## BEGIN DATA FOR THIS TASK
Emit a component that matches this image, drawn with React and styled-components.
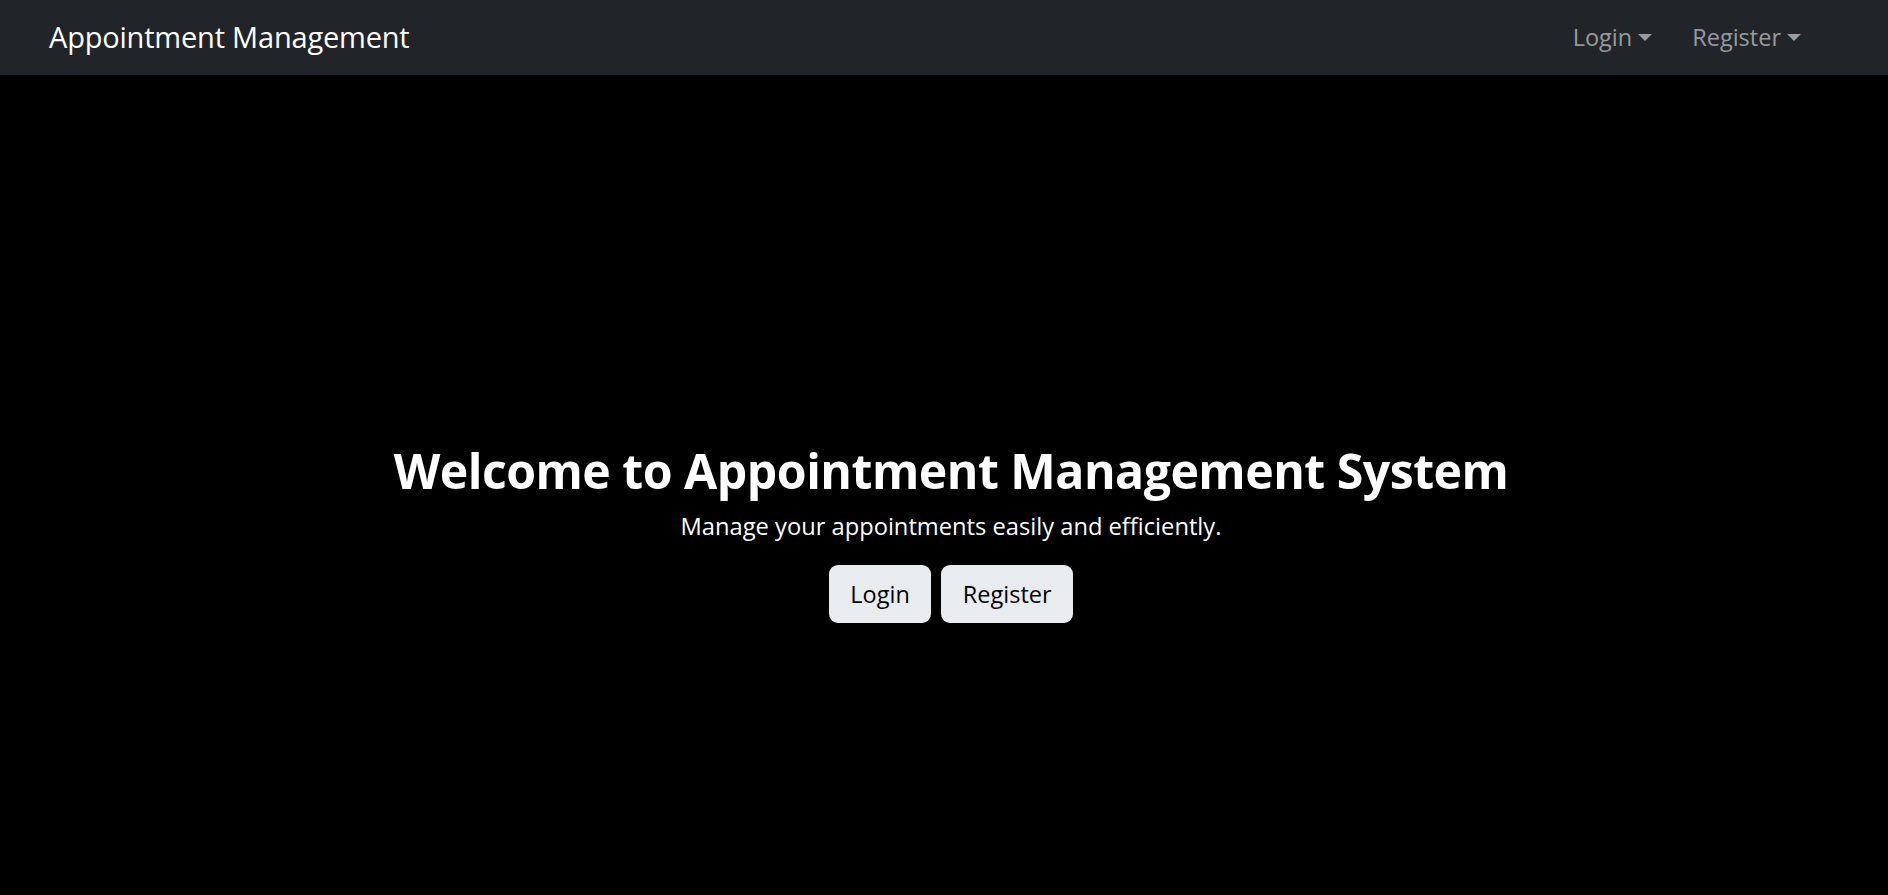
import React from "react";
import styled, { createGlobalStyle } from "styled-components";

const Global = createGlobalStyle`
  html, body { margin: 0; padding: 0; background: #000; }
  body { font-family: "Open Sans", "Noto Sans", sans-serif; color: #fff; }
  * { box-sizing: border-box; }
`;

const NavBar = styled.nav`
  height: 75px;
  background: #212529;
  display: flex;
  align-items: center;
  justify-content: space-between;
  padding: 0 87px 0 49px;
`;

const Brand = styled.a`
  font-size: 29px;
  color: #fff;
  text-decoration: none;
  letter-spacing: -0.2px;
  margin-top: -2px;
`;

const NavLinks = styled.ul`
  display: flex;
  list-style: none;
  margin: -2px 0 0;
  padding: 0;
  gap: 40px;
`;

const NavLink = styled.li`
  font-size: 23.5px;
  color: rgba(255, 255, 255, 0.55);
  display: flex;
  align-items: center;
  gap: 6px;
  cursor: pointer;
  &::after {
    content: "";
    border-top: 7px solid rgba(255, 255, 255, 0.55);
    border-left: 7px solid transparent;
    border-right: 7px solid transparent;
    margin-top: 2px;
  }
`;

const Hero = styled.main`
  height: 100vh;
  display: flex;
  flex-direction: column;
  align-items: center;
  justify-content: center;
  padding: 18px 0 0 14px;
  text-align: center;
`;

const Title = styled.h1`
  margin: 0 0 8px;
  font-size: 48.2px;
  font-weight: 700;
  line-height: 60px;
  letter-spacing: -0.5px;
`;

const Subtitle = styled.p`
  margin: 0 0 21px;
  font-size: 23.7px;
  line-height: 36px;
`;

const Buttons = styled.div`
  display: flex;
  gap: 10px;
`;

const Button = styled.button`
  height: 58px;
  padding: 0 21.5px;
  background: #e9ecef;
  color: #000;
  border: none;
  border-radius: 9px;
  font-family: inherit;
  font-size: 23.5px;
  cursor: pointer;
`;

export default function App() {
  return (
    <>
      <Global />
      <NavBar>
        <Brand href="#">Appointment Management</Brand>
        <NavLinks>
          <NavLink>Login</NavLink>
          <NavLink>Register</NavLink>
        </NavLinks>
      </NavBar>
      <Hero>
        <Title>Welcome to Appointment Management System</Title>
        <Subtitle>Manage your appointments easily and efficiently.</Subtitle>
        <Buttons>
          <Button>Login</Button>
          <Button>Register</Button>
        </Buttons>
      </Hero>
    </>
  );
}
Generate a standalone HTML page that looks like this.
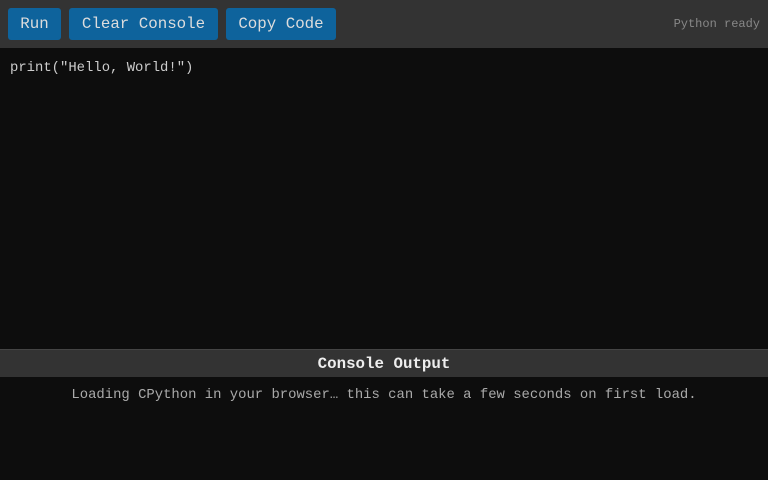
<!DOCTYPE html>
<html><head><style>
body{margin:0;width:768px;height:480px;background:#0d0d0d;font-family:"Liberation Mono",monospace;overflow:hidden;position:relative}
.bar{position:absolute;left:0;top:0;width:768px;height:48px;background:#333}
.btn{position:absolute;top:8px;height:32px;background:#0e639c;color:#ddd;border-radius:3px;font-size:15.8px;line-height:32px;text-align:center}
.st{position:absolute;right:8px;top:17px;font-size:12px;color:#888}
.code{position:absolute;left:10px;top:60px;font-size:13.9px;color:#ccc}
.hdr{position:absolute;left:0;top:349px;width:768px;height:28px;background:#333;border-top:1px solid #444;box-sizing:border-box;color:#eee;font-weight:bold;font-size:15.8px;line-height:29px;text-align:center}
.out{position:absolute;left:0;top:387px;width:768px;text-align:center;font-size:13.9px;color:#aaa}
</style></head><body>
<div class="bar"></div>
<div class="btn" style="left:8px;width:53px">Run</div>
<div class="btn" style="left:69px;width:149px">Clear Console</div>
<div class="btn" style="left:226px;width:110px">Copy Code</div>
<div class="st">Python ready</div>
<div class="code">print("Hello, World!")</div>
<div class="hdr">Console Output</div>
<div class="out">Loading CPython in your browser… this can take a few seconds on first load.</div>
</body></html>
## END DATA FOR THIS TASK
> **TASK TO COMPLETE**:
Search the data for the string "styled". List each line that has it.

> **EXERCISE ANSWER**:
Emit a component that matches this image, drawn with React and styled-components.
import styled, { createGlobalStyle } from "styled-components";
const NavBar = styled.nav`
const Brand = styled.a`
const NavLinks = styled.ul`
const NavLink = styled.li`
const Hero = styled.main`
const Title = styled.h1`
const Subtitle = styled.p`
const Buttons = styled.div`
const Button = styled.button`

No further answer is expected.